Home » Debt Management » 10 - Leveraging your Debt
10

Learning to Leverage

Explains how to leverage debt with home equity loans

Some basic principles of leveraging debts were discussed early on in this tutorial. When someone is in the beginning, establishing or reestablishing their credit, it is important because it shows an innate understanding of how the system works and proper debt management. As progression is made and credit and financial situations improve, it remains a necessary part of doing business.

Debts are money that is owed and as such they must be paid if the person holding that debt wishes to remain in whatever endeavor that they are undertaking. However, paying off those debts can be done in a number of different fashions. Leveraging debt can sometimes be used in order to consolidate some payments and pay them off quickly while leaving the owner of those debts with simpler, fewer or less bills to pay and still having some working cash on hand.

Home Equity Loans

Some common examples of leveraging debt are with home equity loans.
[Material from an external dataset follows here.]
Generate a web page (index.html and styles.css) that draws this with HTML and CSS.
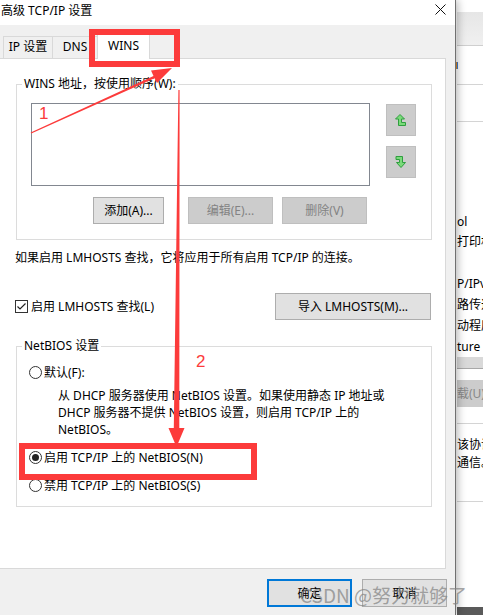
FILE: index.html
```html
<!DOCTYPE html>
<html lang="zh-CN">
<head>
<meta charset="utf-8">
<title>高级 TCP/IP 设置</title>
<link rel="stylesheet" href="styles.css">
</head>
<body>
<div class="screen">
  <div class="dialog">
    <div class="titlebar">
      <span class="title">高级 TCP/IP 设置</span>
      <svg class="close" width="11" height="11" viewBox="0 0 11 11"><path d="M0.5 0.5L10.5 10.5M10.5 0.5L0.5 10.5" stroke="#111" stroke-width="1" fill="none"/></svg>
    </div>
    <div class="tabbar">
      <div class="tab tab-ip">IP 设置</div>
      <div class="tab tab-dns">DNS</div>
      <div class="tab tab-wins active">WINS</div>
    </div>
    <div class="panel">
      <fieldset class="group group-wins">
        <legend>WINS 地址，按使用顺序(W):</legend>
        <div class="list-row">
          <div class="listbox"></div>
          <div class="order-btns">
            <div class="order-btn">
              <svg width="12" height="12" viewBox="0 0 12 12"><polygon points="5,0.5 9.5,5 6.5,5 6.5,8.5 10.5,8.5 10.5,11.5 3.5,11.5 3.5,5 0.5,5" fill="#7ada7a" stroke="#2f9e3f" stroke-width="1" stroke-linejoin="miter"/></svg>
            </div>
            <div class="order-btn">
              <svg width="12" height="12" viewBox="0 0 12 12"><polygon points="1,0.5 7.5,0.5 7.5,6.5 10.5,6.5 6,11.5 1.5,6.5 4.5,6.5 4.5,3.5 1,3.5" fill="#7ada7a" stroke="#2f9e3f" stroke-width="1" stroke-linejoin="miter"/></svg>
            </div>
          </div>
        </div>
        <div class="btn-row">
          <div class="btn btn-add">添加(A)...</div>
          <div class="btn disabled btn-edit">编辑(E)...</div>
          <div class="btn disabled btn-del">删除(V)</div>
        </div>
      </fieldset>
      <p class="note">如果启用 LMHOSTS 查找，它将应用于所有启用 TCP/IP 的连接。</p>
      <div class="lm-row">
        <div class="check">
          <span class="checkbox"><svg width="11" height="11" viewBox="0 0 11 11"><path d="M1.5 5.5L4 8L9.5 2.5" stroke="#222" stroke-width="1.2" fill="none"/></svg></span>
          <span>启用 LMHOSTS 查找(L)</span>
        </div>
        <div class="btn btn-import">导入 LMHOSTS(M)...</div>
      </div>
      <fieldset class="group group-netbios">
        <legend>NetBIOS 设置</legend>
        <div class="radio-row r-default"><span class="radio"></span><span>默认(F):</span></div>
        <p class="desc">从 DHCP 服务器使用 NetBIOS 设置。如果使用静态 IP 地址或<br>DHCP 服务器不提供 NetBIOS 设置，则启用 TCP/IP 上的<br>NetBIOS。</p>
        <div class="radio-row r-on"><span class="radio checked"></span><span>启用 TCP/IP 上的 NetBIOS(N)</span></div>
        <div class="radio-row r-off"><span class="radio"></span><span>禁用 TCP/IP 上的 NetBIOS(S)</span></div>
      </fieldset>
    </div>
    <div class="footer">
      <div class="btn btn-ok">确定</div>
      <div class="btn btn-cancel">取消</div>
    </div>
  </div>
  <div class="bgwin">
    <div class="bw-top"></div>
    <div class="bw-band"></div>
    <div class="bw-item bw-item1"><span class="bw-icon"></span></div>
    <div class="bw-item bw-item2"></div>
    <div class="bw-text bw-t1">ol<br>打印机</div>
    <div class="bw-text bw-t2">P/IPv4<br>路传递<br>动程序<br>ture</div>
    <div class="bw-grayband"></div>
    <div class="bw-btn">载(U)</div>
    <div class="bw-sep"></div>
    <div class="bw-text bw-t3">该协议<br>通信。</div>
    <div class="bw-sep2"></div>
    <div class="bw-bottom"></div>
  </div>
</div>
<svg class="annot" width="483" height="615" viewBox="0 0 483 615">
  <rect x="92" y="32" width="85" height="32" fill="none" stroke="#fc3b3b" stroke-width="6"/>
  <rect x="22" y="446" width="232" height="31" fill="none" stroke="#fc3b3b" stroke-width="6"/>
  <polygon points="30.7,132.4 153.5,76 151,70.5 172,68 157,83 154.5,78.2 31.3,133.6" fill="#fc3b3b"/>
  <polygon points="178.4,90 179.6,90 179.3,428 184.5,428 176.5,447 168.5,428 173.8,428" fill="#fc3b3b"/>
  <text x="39" y="119" class="num">1</text>
  <text x="196" y="367" class="num">2</text>
</svg>
<div class="watermark">CSDN @努力就够了</div>
</body>
</html>
```

FILE: styles.css
```css
* { box-sizing: border-box; }
html, body { margin: 0; padding: 0; }
body {
  width: 483px;
  height: 615px;
  overflow: hidden;
  position: relative;
  background: #f0f0f0;
  font-family: "Noto Sans", "Noto Sans CJK SC", sans-serif;
  font-size: 12px;
  color: #000;
}
.screen { display: flex; width: 483px; height: 615px; }

.dialog {
  width: 456px;
  flex: none;
  background: #f0f0f0;
  border-right: 1px solid #707070;
  display: flex;
  flex-direction: column;
  box-shadow: 2px 0 8px rgba(0,0,0,0.28);
  position: relative;
  z-index: 1;
}
.titlebar {
  height: 25px;
  background: #fff;
  display: flex;
  align-items: flex-start;
  padding-left: 1px;
}
.title { line-height: 17px; margin-top: 2px; }
.close { margin-left: auto; margin-right: 9px; margin-top: 4px; }

.tabbar {
  height: 33px;
  display: flex;
  align-items: flex-end;
  padding-left: 3px;
}
.tab {
  height: 22px;
  border: 1px solid #d9d9d9;
  border-bottom: none;
  background: #f0f0f0;
  text-align: center;
  line-height: 20px;
}
.tab-ip { width: 50px; }
.tab-dns { width: 46px; margin-left: -1px; }
.tab-wins.active {
  width: 53px;
  margin-left: -1px;
  height: 26px;
  margin-bottom: -1px;
  background: #fff;
  padding-top: 2px;
  position: relative;
  z-index: 1;
}

.panel {
  width: 446px;
  height: 511px;
  background: #fff;
  border: 1px solid #d9d9d9;
  border-left: none;
  flex: none;
}

.group {
  margin: 0;
  padding: 0;
  border: 1px solid #dcdcdc;
  width: 416px;
  min-width: 0;
}
.group legend {
  margin-left: 5px;
  padding: 0 2px;
  line-height: 16px;
}
.group-wins { margin: 17px 0 0 16px; padding-bottom: 15px; }
.list-row { display: flex; margin: 11px 0 0 14px; }
.listbox {
  width: 339px;
  height: 83px;
  border: 1px solid #828790;
  background: #fff;
}
.order-btns {
  display: flex;
  flex-direction: column;
  gap: 10px;
  margin: 1px 0 0 16px;
}
.order-btn {
  width: 30px;
  height: 32px;
  background: #cccccc;
  border: 1px solid #bfbfbf;
  display: flex;
  align-items: center;
  justify-content: center;
}
.btn-row { display: flex; margin: 11px 0 0 76px; }
.btn {
  height: 27px;
  border: 1px solid #adadad;
  background: #e1e1e1;
  display: flex;
  align-items: center;
  justify-content: center;
  line-height: 17px;
  flex: none;
}
.btn.disabled { background: #cccccc; border-color: #bfbfbf; color: #838383; }
.btn-add { width: 71px; }
.btn-edit { width: 85px; margin-left: 24px; }
.btn-del { width: 85px; margin-left: 9px; }

.note { margin: 9px 0 0 15px; line-height: 17px; }
.lm-row {
  display: flex;
  align-items: center;
  justify-content: space-between;
  margin: 27px 0 0 15px;
  width: 416px;
}
.check { display: flex; align-items: center; gap: 3px; line-height: 17px; }
.checkbox {
  width: 13px;
  height: 13px;
  border: 1px solid #333;
  background: #fff;
  display: flex;
  align-items: center;
  justify-content: center;
}
.btn-import { width: 156px; }

.group-netbios { margin: 18px 0 0 16px; padding-bottom: 12px; }
.radio-row {
  display: flex;
  align-items: center;
  gap: 2px;
  height: 17px;
  margin-left: 12px;
  line-height: 17px;
}
.r-default { margin-top: 10px; }
.r-on { margin-top: 11px; }
.r-off { margin-top: 11px; }
.radio {
  width: 13px;
  height: 13px;
  border: 1px solid #333;
  border-radius: 50%;
  background: #fff;
  display: flex;
  align-items: center;
  justify-content: center;
  flex: none;
}
.radio.checked::after {
  content: "";
  width: 7px;
  height: 7px;
  border-radius: 50%;
  background: #222;
}
.desc { margin: 6px 0 0 41px; line-height: 17px; }

.footer {
  display: flex;
  justify-content: flex-end;
  gap: 10px;
  margin-top: 10px;
  padding-right: 8px;
}
.btn-ok, .btn-cancel { width: 85px; height: 28px; }
.btn-ok { border: 2px solid #0078d7; }

.bgwin {
  flex: 1;
  background: #fff;
  overflow: hidden;
  display: flex;
  flex-direction: column;
  white-space: nowrap;
  padding-left: 1px;
}
.bw-top { height: 12px; flex: none; }
.bw-band {
  height: 34px;
  flex: none;
  background: linear-gradient(#e6e6e6, #f0f0f0);
  border-bottom: 1px solid #cfcfcf;
}
.bw-item { flex: none; border-bottom: 1px solid #d4d4d4; }
.bw-item1 { height: 39px; padding-top: 51px; }
.bw-item1 { padding-top: 0; display: flex; align-items: center; }
.bw-icon { width: 2px; height: 7px; background: #d88a2a; border-right: 1px solid #3a7bd5; margin-left: -1px; }
.bw-item2 { height: 37px; }
.bw-text { flex: none; line-height: 20px; }
.bw-t1 { margin-top: 90px; }
.bw-t2 { margin-top: 21px; line-height: 21px; }
.bw-grayband { height: 12px; flex: none; background: #d9d9d9; border-bottom: 1px solid #a8a8a8; margin-top: 0; }
.bw-btn {
  flex: none;
  height: 27px;
  margin-top: 11px;
  background: #cccccc;
  color: #888;
  line-height: 27px;
}
.bw-sep { height: 1px; flex: none; background: #d4d4d4; margin-top: 16px; }
.bw-t3 { margin-top: 12px; line-height: 18px; }
.bw-sep2 { height: 1px; flex: none; background: #d4d4d4; margin-top: 29px; }
.bw-bottom { margin-top: auto; height: 8px; flex: none; background: #5a5a5a; }

.annot {
  position: absolute;
  left: 0;
  top: 0;
  z-index: 2;
  pointer-events: none;
}
.num {
  font-family: "Liberation Sans", "Noto Sans", sans-serif;
  font-size: 17px;
  fill: #fc3b3b;
}
.watermark {
  position: absolute;
  left: 300px;
  top: 583px;
  z-index: 3;
  font-family: "Noto Sans CJK SC", sans-serif;
  font-size: 19px;
  line-height: 24px;
  color: rgba(128,128,128,0.7);
  white-space: nowrap;
}
```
Many people use these types of loans to finance vacations and make “impulse” purchases of a larger nature than they are usually accustomed to being able to afford. While that may be fun, it does not bode well for their financial future.

Learning how to properly leverage their debt, they could do things differently and still be in even a much stronger position as far as debts and credits are concerned with their personal finances. By using this money wisely, they could greatly reduce the number of bills they owe, the actual cost of payments on the existing debts and the total amount paid on those debts.
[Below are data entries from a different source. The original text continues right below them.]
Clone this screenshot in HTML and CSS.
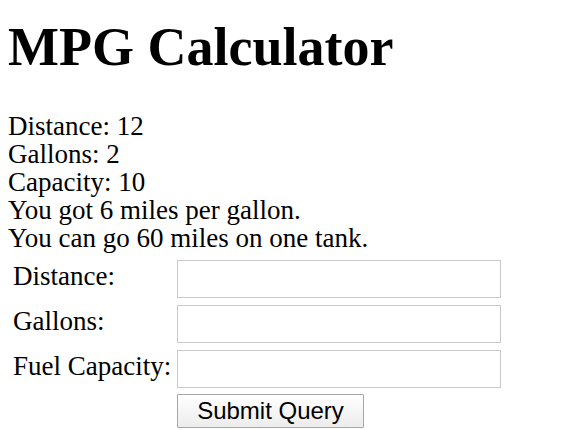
FILE: index.html
```html
<!DOCTYPE html>
<html>
<head>
<meta charset="utf-8">
<title>MPG Calculator</title>
<link rel="stylesheet" href="styles.css">
</head>
<body>
<h1 class="title">MPG Calculator</h1>
<div class="results">
  <div>Distance: 12</div>
  <div>Gallons: 2</div>
  <div>Capacity: 10</div>
  <div>You got 6 miles per gallon.</div>
  <div>You can go 60 miles on one tank.</div>
</div>
<form class="calc">
  <label class="lbl" for="d">Distance:</label>
  <input class="field" id="d" type="text">
  <label class="lbl" for="g">Gallons:</label>
  <input class="field" id="g" type="text">
  <label class="lbl" for="c">Fuel Capacity:</label>
  <input class="field" id="c" type="text">
  <span></span>
  <button class="submit" type="button">Submit Query</button>
</form>
</body>
</html>
```
FILE: styles.css
```css
html, body {
  margin: 0;
  padding: 0;
  background: #fff;
}
body {
  padding: 0 8px;
  font-family: "Liberation Serif", "Times New Roman", serif;
  font-size: 27px;
  color: #000;
}
.title {
  font-size: 54px;
  font-weight: bold;
  line-height: 60px;
  margin: 17px 0 35px 0;
}
.results {
  line-height: 28px;
}
.calc {
  display: grid;
  grid-template-columns: 164px 324px;
  row-gap: 7px;
  align-items: center;
  padding: 8px 0 0 5px;
}
.lbl {
  line-height: 28px;
  margin-bottom: 6px;
}
.field {
  box-sizing: border-box;
  width: 324px;
  height: 38px;
  margin: 0;
  border: 1px solid #c9c9c9;
  background: #fff;
  font-size: 24px;
}
.submit {
  box-sizing: border-box;
  width: 187px;
  height: 34px;
  margin: -1px 0 0 0;
  padding: 0;
  border: 1px solid #a6a6a6;
  border-radius: 1px;
  background: linear-gradient(#ffffff, #ececec);
  font-family: "Liberation Sans", Arial, sans-serif;
  font-size: 24px;
  color: #000;
}
```
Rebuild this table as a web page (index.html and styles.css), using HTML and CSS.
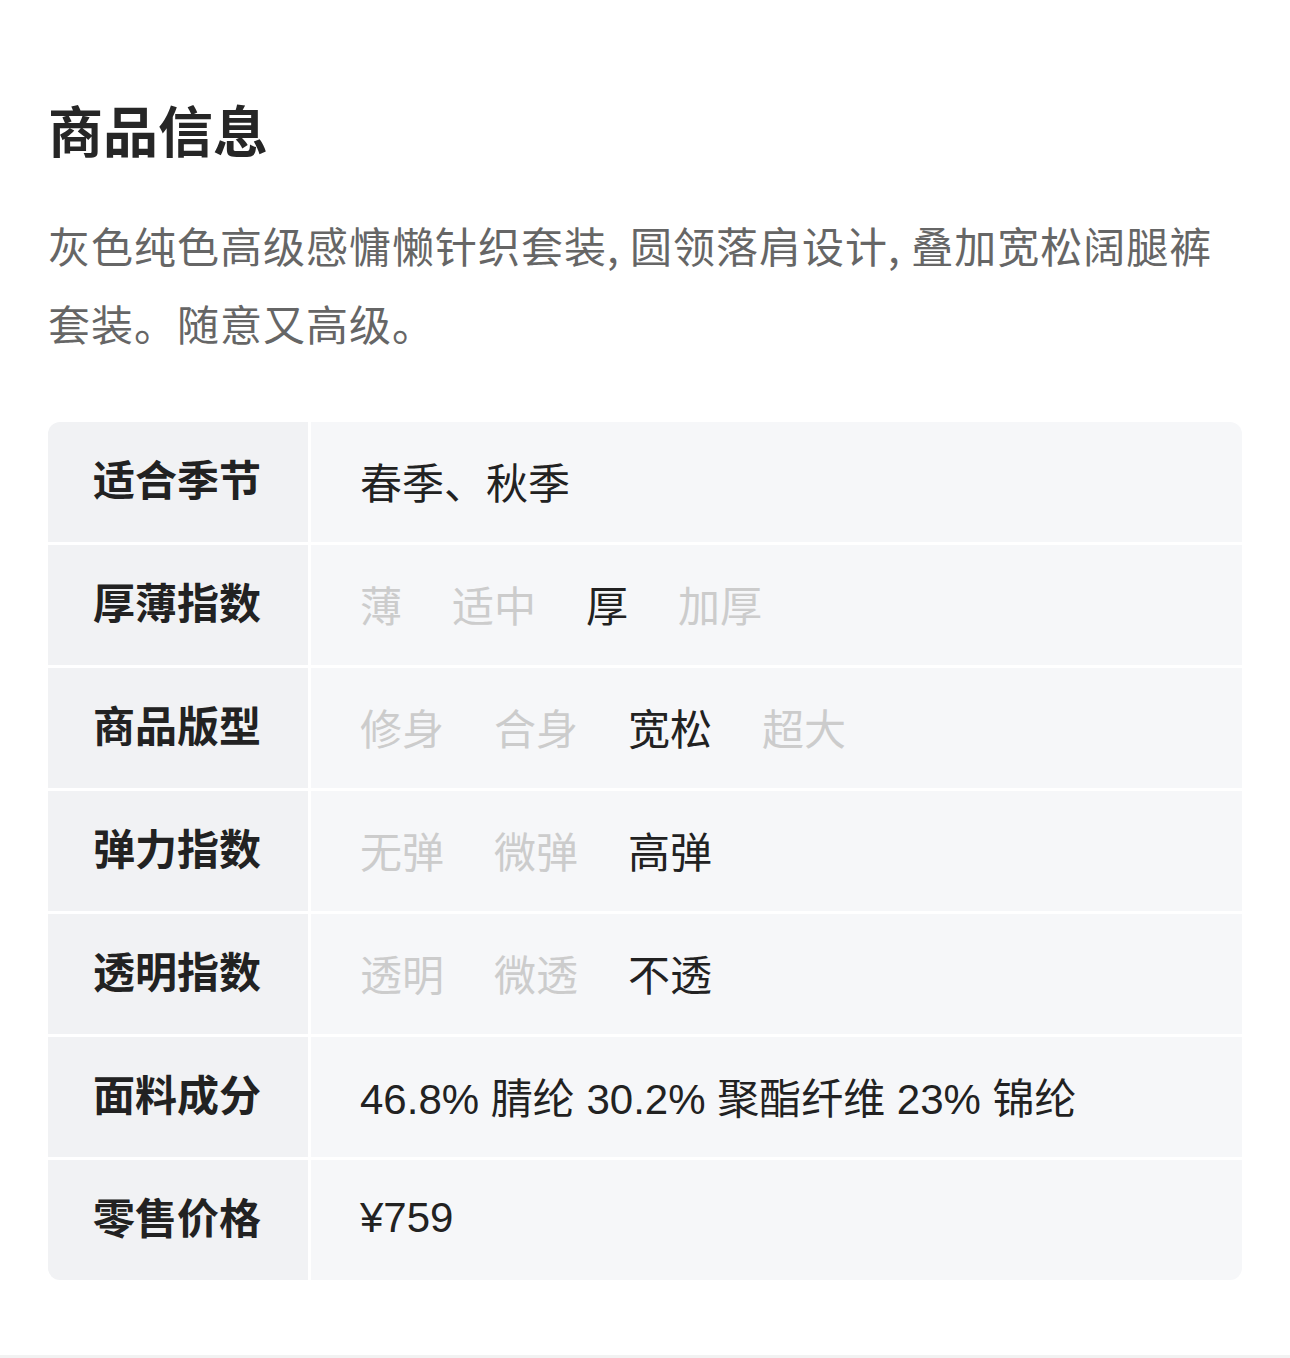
FILE: index.html
```html
<!DOCTYPE html>
<html lang="zh-CN">
<head>
<meta charset="utf-8">
<title>商品信息</title>
<link rel="stylesheet" href="styles.css">
</head>
<body>
<main class="page">
  <h1 class="title">商品信息</h1>
  <p class="desc">灰色纯色高级感慵懒针织套装, 圆领落肩设计, 叠加宽松阔腿裤套装。随意又高级。</p>
  <div class="table">
    <div class="label">适合季节</div>
    <div class="value">春季、秋季</div>

    <div class="label">厚薄指数</div>
    <div class="value options">
      <span class="opt">薄</span><span class="opt">适中</span><span class="opt on">厚</span><span class="opt">加厚</span>
    </div>

    <div class="label">商品版型</div>
    <div class="value options">
      <span class="opt">修身</span><span class="opt">合身</span><span class="opt on">宽松</span><span class="opt">超大</span>
    </div>

    <div class="label">弹力指数</div>
    <div class="value options">
      <span class="opt">无弹</span><span class="opt">微弹</span><span class="opt on">高弹</span>
    </div>

    <div class="label">透明指数</div>
    <div class="value options">
      <span class="opt">透明</span><span class="opt">微透</span><span class="opt on">不透</span>
    </div>

    <div class="label">面料成分</div>
    <div class="value latin">46.8% 腈纶 30.2% 聚酯纤维 23% 锦纶</div>

    <div class="label">零售价格</div>
    <div class="value latin">¥759</div>
  </div>
  <div class="divider"></div>
</main>
</body>
</html>
```

FILE: styles.css
```css
html, body {
  margin: 0;
  padding: 0;
  background: #ffffff;
}

body {
  font-family: "Noto Sans CJK SC", "Noto Sans", sans-serif;
  color: #222222;
}

.page {
  padding: 96px 0 0;
}

.title {
  margin: 0 48px;
  font-size: 55px;
  line-height: 64px;
  font-weight: 700;
  color: #262626;
}

.desc {
  margin: 46px 48px 0;
  font-size: 42px;
  line-height: 78px;
  letter-spacing: 1px;
  color: #666666;
}

.table {
  margin: 60px 48px 0;
  display: grid;
  grid-template-columns: 260px 1fr;
  grid-auto-rows: 120px;
  gap: 3px;
  border-radius: 12px;
  overflow: hidden;
  background: #ffffff;
}

.label {
  background: #f1f2f4;
  display: flex;
  align-items: center;
  padding: 0 0 10px 45px;
  font-size: 42px;
  font-weight: 700;
  color: #222222;
}

.value {
  background: #f6f7f9;
  display: flex;
  align-items: center;
  padding: 0 0 4px 49px;
  font-size: 42px;
  color: #222222;
}

.latin {
  font-family: "Liberation Sans", "Noto Sans CJK SC", sans-serif;
}

.options {
  gap: 50px;
}

.opt {
  color: #cccccc;
}

.opt.on {
  color: #222222;
}

.divider {
  margin-top: 75px;
  height: 10px;
  background: #f2f2f2;
}
```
When this money is used wisely, it will be used to pay off as many of the existing debts as possible. The remaining amount can then be reinvested in further advances towards financial gains and if it is necessary, newer and smaller debts can be incurred with the newfound financial freedom of having so many less bills to pay.

Another benefit is that now instead of having to pay ten bills every month, one payment can be made for the new mortgage amount and time and budgeting become substantially easier and less time-consuming. Additionally, there are usually great tax benefits and other financial rewards for using home equity loans to leverage debt in this manner.

As people expand their financial realms and capabilities, new and unique opportunities and ideas will undoubtedly arise. Knowing the basic principles of debt management will help them to be prepared to face each and every situation on the level that it requires. Knowing the basic ideas and the basic concepts, it is easy to see how debt management is not only important for paying off debts, but for establishing your financial future.